En ce qui concerne le choix exprimé par les parties, elle constate que c’est le droit belge qui a été retenu pour les règles en matière de rupture. La cour refuse dès lors d’examiner la question sous l’angle du droit bulgare. Deux dérogations sont cependant contenues dans la Convention de Rome I en ce qui concerne le choix de la loi applicable, étant d’une part que celui-ci ne peut aboutir à priver le travailleur de la protection que lui assurent les dispositions impératives de la loi qui serait applicable à défaut de choix (article 6.1) et que d’autre part les dispositions impératives de la loi d’un autre pays avec lequel la situation présente un lien étroit peuvent trouver à s’appliquer si et dans la mesure où, selon le droit de celui-ci, ses dispositions sont applicables quelle que soit la loi régissant le contrat. La cour va dès lors examiner la mesure dans laquelle ces deux dérogations peuvent être invoquées.

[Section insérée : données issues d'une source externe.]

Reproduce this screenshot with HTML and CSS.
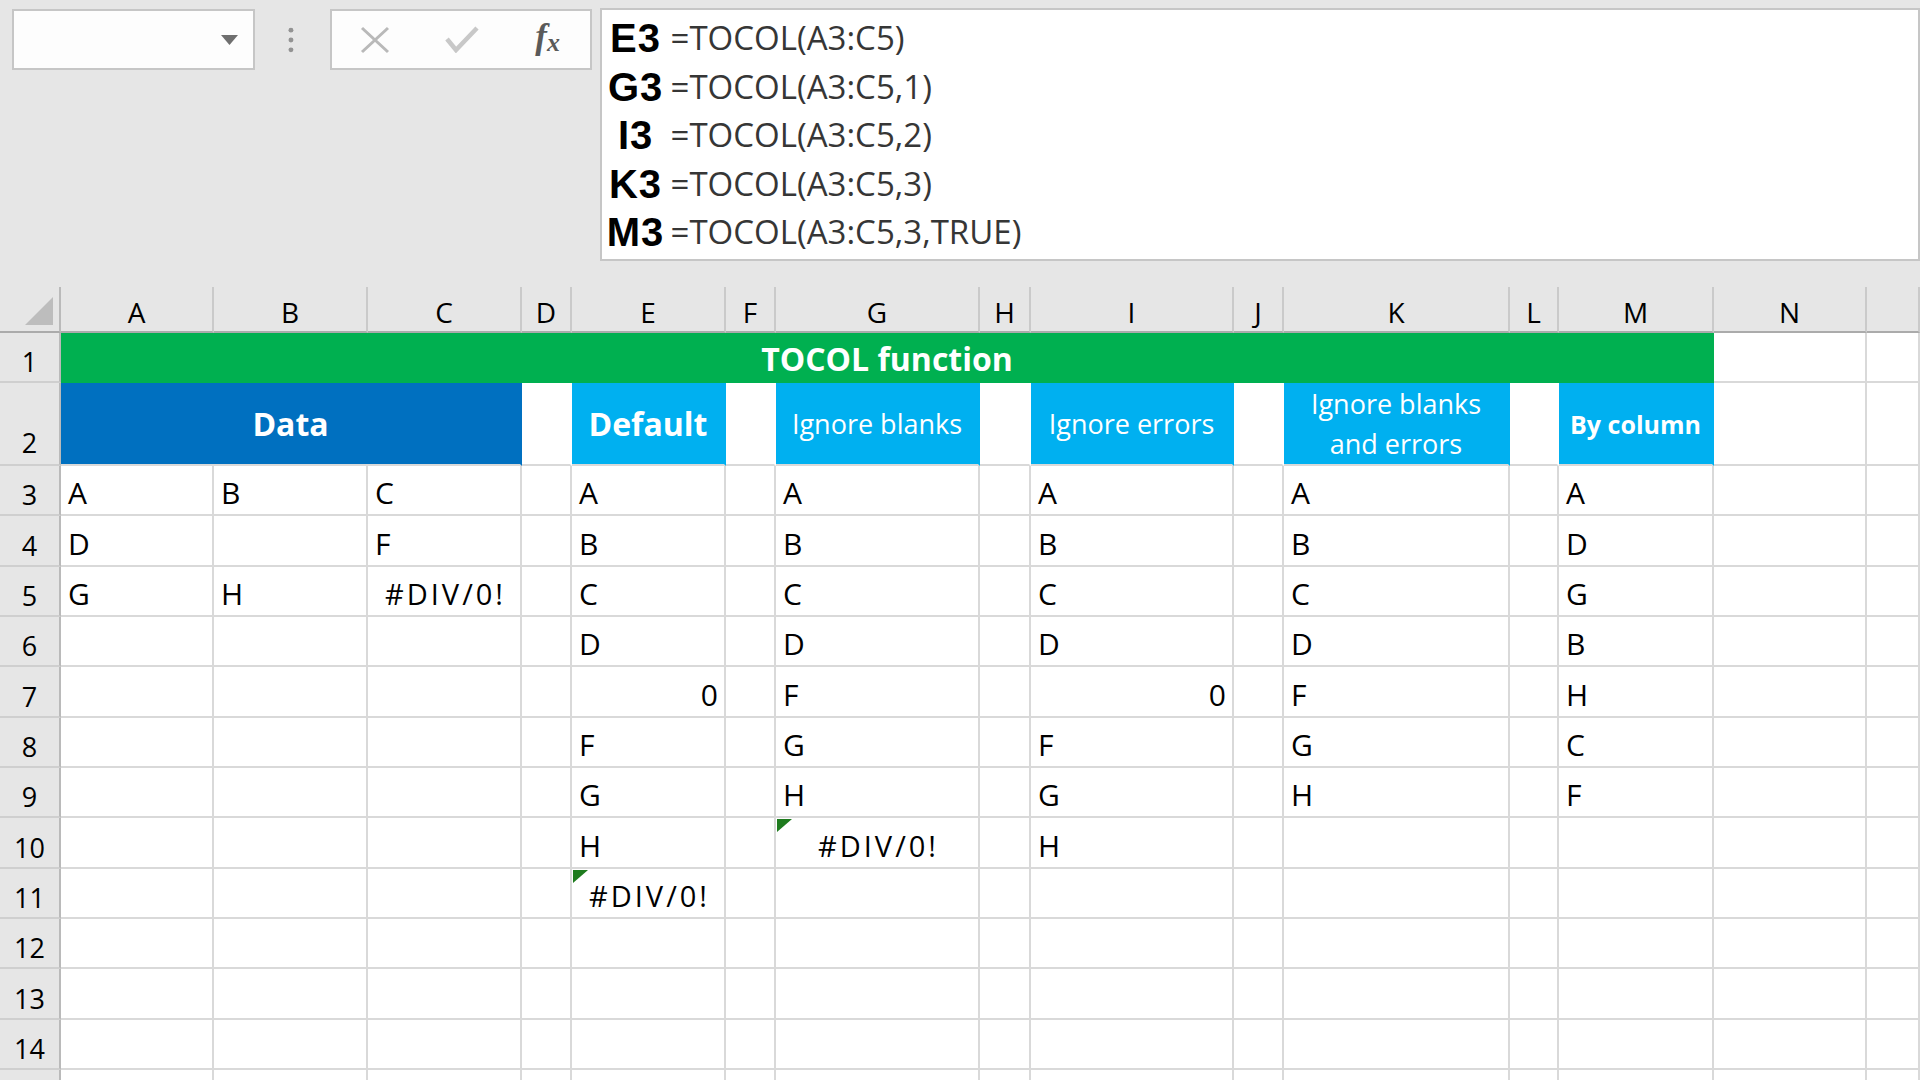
FILE: index.html
```html
<!DOCTYPE html>
<html lang="en">
<head>
<meta charset="utf-8">
<title>TOCOL function</title>
<link rel="stylesheet" href="styles.css">
</head>
<body>
<div class="topbar">
  <div class="namebox">
    <svg class="dd" viewBox="0 0 17 10" width="17" height="10"><path d="M0 0H17L8.5 10Z" fill="#6f6f6f"/></svg>
  </div>
  <svg class="grip" width="6" height="26" viewBox="0 0 6 26"><circle cx="3" cy="3" r="2.5"/><circle cx="3" cy="13" r="2.5"/><circle cx="3" cy="23" r="2.5"/></svg>
  <div class="btns">
    <div class="btn bx"><svg width="30" height="28" viewBox="0 0 30 28"><path d="M2 2L28 26M28 2L2 26" stroke="#b9b9b9" stroke-width="3" fill="none"/></svg></div>
    <div class="btn bok"><svg width="34" height="27" viewBox="0 0 34 27"><path d="M2 13L11 24L32 2" stroke="#c8c8c8" stroke-width="4.5" fill="none"/></svg></div>
    <div class="btn bfx"><span class="fx">f<span class="sx">x</span></span></div>
  </div>
  <div class="fbox">
    <div class="fline"><span class="lbl">E3</span><span class="ftx">=TOCOL(A3:C5)</span></div>
    <div class="fline"><span class="lbl">G3</span><span class="ftx">=TOCOL(A3:C5,1)</span></div>
    <div class="fline"><span class="lbl">I3</span><span class="ftx">=TOCOL(A3:C5,2)</span></div>
    <div class="fline"><span class="lbl">K3</span><span class="ftx">=TOCOL(A3:C5,3)</span></div>
    <div class="fline"><span class="lbl">M3</span><span class="ftx">=TOCOL(A3:C5,3,TRUE)</span></div>
  </div>
</div>

<div class="sheet">
  <div class="corner"><svg width="28" height="28" viewBox="0 0 28 28"><path d="M28 0V28H0Z" fill="#bdbdbd"/></svg></div>
  <div class="ch">A</div><div class="ch">B</div><div class="ch">C</div><div class="ch">D</div><div class="ch">E</div><div class="ch">F</div><div class="ch">G</div><div class="ch">H</div><div class="ch">I</div><div class="ch">J</div><div class="ch">K</div><div class="ch">L</div><div class="ch">M</div><div class="ch">N</div><div class="ch"></div>

  <div class="rh">1</div>
  <div class="c title">TOCOL function</div>
  <div class="c"></div><div class="c"></div>

  <div class="rh rh2">2</div>
  <div class="c hd dark bold data">Data</div>
  <div class="c blank"></div>
  <div class="c hd light bold">Default</div>
  <div class="c blank"></div>
  <div class="c hd light">Ignore blanks</div>
  <div class="c blank"></div>
  <div class="c hd light">Ignore errors</div>
  <div class="c blank"></div>
  <div class="c hd light">Ignore blanks<br>and errors</div>
  <div class="c blank"></div>
  <div class="c hd light by">By column</div>
  <div class="c"></div><div class="c"></div>

  <div class="rh">3</div>
  <div class="c">A</div><div class="c">B</div><div class="c">C</div><div class="c"></div><div class="c">A</div><div class="c"></div><div class="c">A</div><div class="c"></div><div class="c">A</div><div class="c"></div><div class="c">A</div><div class="c"></div><div class="c">A</div><div class="c"></div><div class="c"></div>

  <div class="rh">4</div>
  <div class="c">D</div><div class="c"></div><div class="c">F</div><div class="c"></div><div class="c">B</div><div class="c"></div><div class="c">B</div><div class="c"></div><div class="c">B</div><div class="c"></div><div class="c">B</div><div class="c"></div><div class="c">D</div><div class="c"></div><div class="c"></div>

  <div class="rh">5</div>
  <div class="c">G</div><div class="c">H</div><div class="c err">#DIV/0!</div><div class="c"></div><div class="c">C</div><div class="c"></div><div class="c">C</div><div class="c"></div><div class="c">C</div><div class="c"></div><div class="c">C</div><div class="c"></div><div class="c">G</div><div class="c"></div><div class="c"></div>

  <div class="rh">6</div>
  <div class="c"></div><div class="c"></div><div class="c"></div><div class="c"></div><div class="c">D</div><div class="c"></div><div class="c">D</div><div class="c"></div><div class="c">D</div><div class="c"></div><div class="c">D</div><div class="c"></div><div class="c">B</div><div class="c"></div><div class="c"></div>

  <div class="rh">7</div>
  <div class="c"></div><div class="c"></div><div class="c"></div><div class="c"></div><div class="c num">0</div><div class="c"></div><div class="c">F</div><div class="c"></div><div class="c num">0</div><div class="c"></div><div class="c">F</div><div class="c"></div><div class="c">H</div><div class="c"></div><div class="c"></div>

  <div class="rh">8</div>
  <div class="c"></div><div class="c"></div><div class="c"></div><div class="c"></div><div class="c">F</div><div class="c"></div><div class="c">G</div><div class="c"></div><div class="c">F</div><div class="c"></div><div class="c">G</div><div class="c"></div><div class="c">C</div><div class="c"></div><div class="c"></div>

  <div class="rh">9</div>
  <div class="c"></div><div class="c"></div><div class="c"></div><div class="c"></div><div class="c">G</div><div class="c"></div><div class="c">H</div><div class="c"></div><div class="c">G</div><div class="c"></div><div class="c">H</div><div class="c"></div><div class="c">F</div><div class="c"></div><div class="c"></div>

  <div class="rh">10</div>
  <div class="c"></div><div class="c"></div><div class="c"></div><div class="c"></div><div class="c">H</div><div class="c"></div><div class="c err tri">#DIV/0!</div><div class="c"></div><div class="c">H</div><div class="c"></div><div class="c"></div><div class="c"></div><div class="c"></div><div class="c"></div><div class="c"></div>

  <div class="rh">11</div>
  <div class="c"></div><div class="c"></div><div class="c"></div><div class="c"></div><div class="c err tri">#DIV/0!</div><div class="c"></div><div class="c"></div><div class="c"></div><div class="c"></div><div class="c"></div><div class="c"></div><div class="c"></div><div class="c"></div><div class="c"></div><div class="c"></div>

  <div class="rh">12</div>
  <div class="c"></div><div class="c"></div><div class="c"></div><div class="c"></div><div class="c"></div><div class="c"></div><div class="c"></div><div class="c"></div><div class="c"></div><div class="c"></div><div class="c"></div><div class="c"></div><div class="c"></div><div class="c"></div><div class="c"></div>

  <div class="rh">13</div>
  <div class="c"></div><div class="c"></div><div class="c"></div><div class="c"></div><div class="c"></div><div class="c"></div><div class="c"></div><div class="c"></div><div class="c"></div><div class="c"></div><div class="c"></div><div class="c"></div><div class="c"></div><div class="c"></div><div class="c"></div>

  <div class="rh">14</div>
  <div class="c"></div><div class="c"></div><div class="c"></div><div class="c"></div><div class="c"></div><div class="c"></div><div class="c"></div><div class="c"></div><div class="c"></div><div class="c"></div><div class="c"></div><div class="c"></div><div class="c"></div><div class="c"></div><div class="c"></div>

  <div class="rh"></div>
  <div class="c"></div><div class="c"></div><div class="c"></div><div class="c"></div><div class="c"></div><div class="c"></div><div class="c"></div><div class="c"></div><div class="c"></div><div class="c"></div><div class="c"></div><div class="c"></div><div class="c"></div><div class="c"></div><div class="c"></div>
</div>
</body>
</html>
```

FILE: styles.css
```css
* { box-sizing: border-box; margin: 0; padding: 0; }
html, body { width: 1920px; height: 1080px; overflow: hidden; }
body {
  background: #e6e6e6;
  font-family: "Open Sans", "Noto Sans", sans-serif;
  color: #000;
}

/* ---------- formula bar ---------- */
.topbar {
  height: 287px;
  display: flex;
  align-items: flex-start;
  padding: 8px 0 0 12px;
}
.namebox {
  margin-top: 1px;
  width: 246px;
  height: 61px;
  border: 2px solid #c6c6c6;
  background: #fdfdfd;
  display: flex;
  align-items: center;
  justify-content: flex-end;
  padding-right: 15px;
}
.namebox .dd { display: block; }
.grip { display: block; margin: 19px 0 0 33px; fill: #939393; }
.btns {
  margin: 1px 0 0 36px;
  width: 262px;
  height: 61px;
  border: 2px solid #c6c6c6;
  background: #fdfdfd;
  display: flex;
}
.btn { display: flex; align-items: center; justify-content: center; }
.btn svg { display: block; }
.bx { width: 86px; }
.bok { width: 88px; }
.bfx { width: 84px; }
.fx {
  font-family: "Liberation Serif", "Times New Roman", serif;
  font-style: italic;
  font-weight: 700;
  font-size: 35px;
  line-height: 35px;
  color: #5a5a5a;
}
.fx .sx { font-size: 26px; vertical-align: -3px; }

.fbox {
  margin-left: 8px;
  width: 1340px;
  height: 253px;
  border: 2px solid #c6c6c6;
  background: #fff;
  padding: 4px 0 0 5px;
}
.fline {
  height: 48.5px;
  line-height: 48.5px;
  font-size: 33px;
  white-space: nowrap;
}
.lbl {
  display: inline-block;
  width: 58px;
  text-align: center;
  font-family: "Liberation Sans", Arial, sans-serif;
  font-weight: 700;
  font-size: 40px;
  letter-spacing: 1px;
  color: #000;
}
.ftx {
  margin-left: 6px;
  font-size: 33px;
  color: #363636;
  vertical-align: 2px;
}

/* ---------- sheet ---------- */
.sheet {
  display: grid;
  grid-template-columns: 61px 153px 154px 154px 50px 154px 50px 204px 51px 203px 50px 226px 49px 155px 153px 53px;
  grid-template-rows: 46px 50px 83px 50px 51px 50px 50px 51px 50px 50px 51px 50px 50px 51px 50px 50px;
  background: #fff;
}
.corner {
  background: #e6e6e6;
  border-right: 2px solid #bababa;
  border-bottom: 2px solid #ababab;
  display: flex;
  align-items: flex-end;
  justify-content: flex-end;
  padding: 0 6px 6px 0;
}
.corner svg { display: block; }
.ch {
  background: #e6e6e6;
  border-right: 2px solid #cacaca;
  border-bottom: 2px solid #ababab;
  font-size: 28px;
  line-height: 28px;
  display: flex;
  align-items: flex-end;
  justify-content: center;
  padding-bottom: 5px;
}
.rh {
  background: #e6e6e6;
  border-right: 2px solid #bababa;
  border-bottom: 2px solid #cfcfcf;
  font-size: 27px;
  line-height: 27px;
  display: flex;
  align-items: flex-end;
  justify-content: center;
  padding-bottom: 6px;
}
.rh2 { line-height: 20px; padding-bottom: 11px; }

.c {
  border-right: 2px solid #d9d9d9;
  border-bottom: 2px solid #d9d9d9;
  font-size: 30px;
  line-height: 30px;
  display: flex;
  align-items: flex-end;
  padding: 0 6px 6px 7px;
  white-space: nowrap;
}
.c.num { justify-content: flex-end; }
.c.err {
  justify-content: center;
  font-size: 29px;
  letter-spacing: 3px;
  padding-left: 3px;
  padding-right: 0;
}
.c.tri { position: relative; }
.c.tri::before {
  content: "";
  position: absolute;
  top: 1px;
  left: 1px;
  border-top: 13px solid #1e7b1e;
  border-right: 15px solid transparent;
}

.title {
  grid-column: span 13;
  background: #00b050;
  border-color: #00b050;
  color: #fff;
  font-weight: 700;
  font-size: 32px;
  line-height: 32px;
  justify-content: center;
  padding-bottom: 6px;
}
.hd {
  align-items: center;
  justify-content: center;
  text-align: center;
  color: #fff;
  padding: 0;
  font-size: 27px;
  line-height: 40px;
  white-space: normal;
}
.dark { background: #0070c0; border-right-color: #0070c0; }
.light { background: #00b0f0; border-right-color: #00b0f0; }
.data { grid-column: span 3; }
.bold { font-weight: 700; font-size: 32px; }
.by { font-weight: 700; font-size: 25px; }
.blank { border-right-color: #fff; }
```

Sur la première, l’Agence fait valoir que le droit bulgare est plus protecteur, dans la mesure où il prévoit la possibilité de réintégration du travailleur. La cour relève que, par contre, les préavis et indemnités de rupture y sont bien inférieurs à ceux prévus par la loi belge. La détermination de la loi plus protectrice ne peut, pour la cour, être déterminée de manière abstraite mais concrète, en fonction des éléments de fait et de droit. Or, en l’espèce la réintégration – même si elle existe en principe – ne peut être obtenue qu’après l’annulation du licenciement pour cause d’irrégularité, ce qui n’est pas le cas en l’espèce.

Sur la seconde dérogation, la cour relève que le législateur bulgare n’a pas fait figurer dans son Code du travail des dispositions considérant que les règles en matière de licenciement seraient à ce point fondamentales qu’elles devraient être appliquées, peu importe la loi régissant le contrat mais qu’au contraire il est prévu qu’une autre loi que le Code du travail peut trouver application. Cette seconde dérogation ne doit dès lors pas être retenue.

La cour confirme dès lors la validité du choix exprimé par les parties quant à la loi applicable, étant la législation belge. Elle va, en conséquence, examiner les droits de l’intéressée an matière d’indemnité compensatoire de préavis selon les règles de l’article 82, §3 de la loi du 3 juillet 1978 eu égard aux critères habituels.

La question des arriérés de rémunération est plus technique, vu une clause d’indexation contenue dans le contrat renvoyant à l’évolution de l’indice des prix à la consommation en Bulgarie et la limitation des effets de cette indexation selon un système appliqué par l’Ambassade belge. La cour procède dès lors à un examen comparatif des deux systèmes et ordonne la réouverture des débats afin de procéder à un calcul correct.

Intérêt de la décision

Cet arrêt de la Cour du travail de Bruxelles rappelle les principes contenus dans la Convention de Rome I du 19 juin 1980 sur la loi applicable aux obligations contractuelles. L’arrêt précise tout particulièrement, sur l’article 6.1, qui contient une dérogation importante à la liberté de choix de la loi applicable, que la loi la plus protectrice doit être retenue sur la base d’éléments concrets, la disposition de la Convention impliquant d’avoir en vue le résultat effectif et non un objectif ou un effet théorique.